Woodstock is described as follows: largely inhabited by a Cape Coloured community that was spared segregation under apartheid law, the ramshackle suburb of Woodstock runs from the docks to the foot of Devil’s Peak mountain, east of the city. It’s home to a new set of artists, designers and foodie haunts, though, as in most of South Africa, there’s still incongruity – donkey carts piled with scrap metal are often seen limping next to shiny 4x4s trawling for the finest artisanal bread or must-have artwork.
Yes, all true, though it leaves out the bread shop that looks like a brothel (all red with a leather sofa in the window – no sign of any actual bread), the endless stretch of rustic frames shops, the dodgy Nigerian nightclub/sports bar and the crack-dens (alleged crack-dens, Mammy, ALLEGED) and the many 5Rand Chinese shops (though I found these fascinating and visited them often on my way to or from Greatmore Studios.)

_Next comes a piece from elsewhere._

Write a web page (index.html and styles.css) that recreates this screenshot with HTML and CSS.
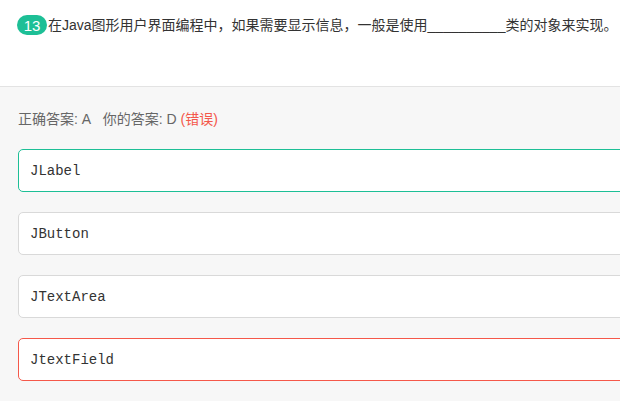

I was especially excited to see Neighbourgoods Market featured (you can read my post here) and also the Superette (the same people run the two). Superette was one of my absolute favourite places in Cape Town, conveniently located just between where I lived and where I worked. Like an eedjit, I never got round to taking any photos of it, so I’ve screen-grabbed these from the Superette website, so I can pay tribute to them (if you can't visit Superette itself, the website is still worth a look. Not if you're feeling hungry, though.)
The coffee was great, the cakes were divine, the sandwiches sublime, and their cheese on toast world-class. Loved the concrete floors, the light fixtures and the touches of yellow everywhere.Oh, I miss you Woodstock!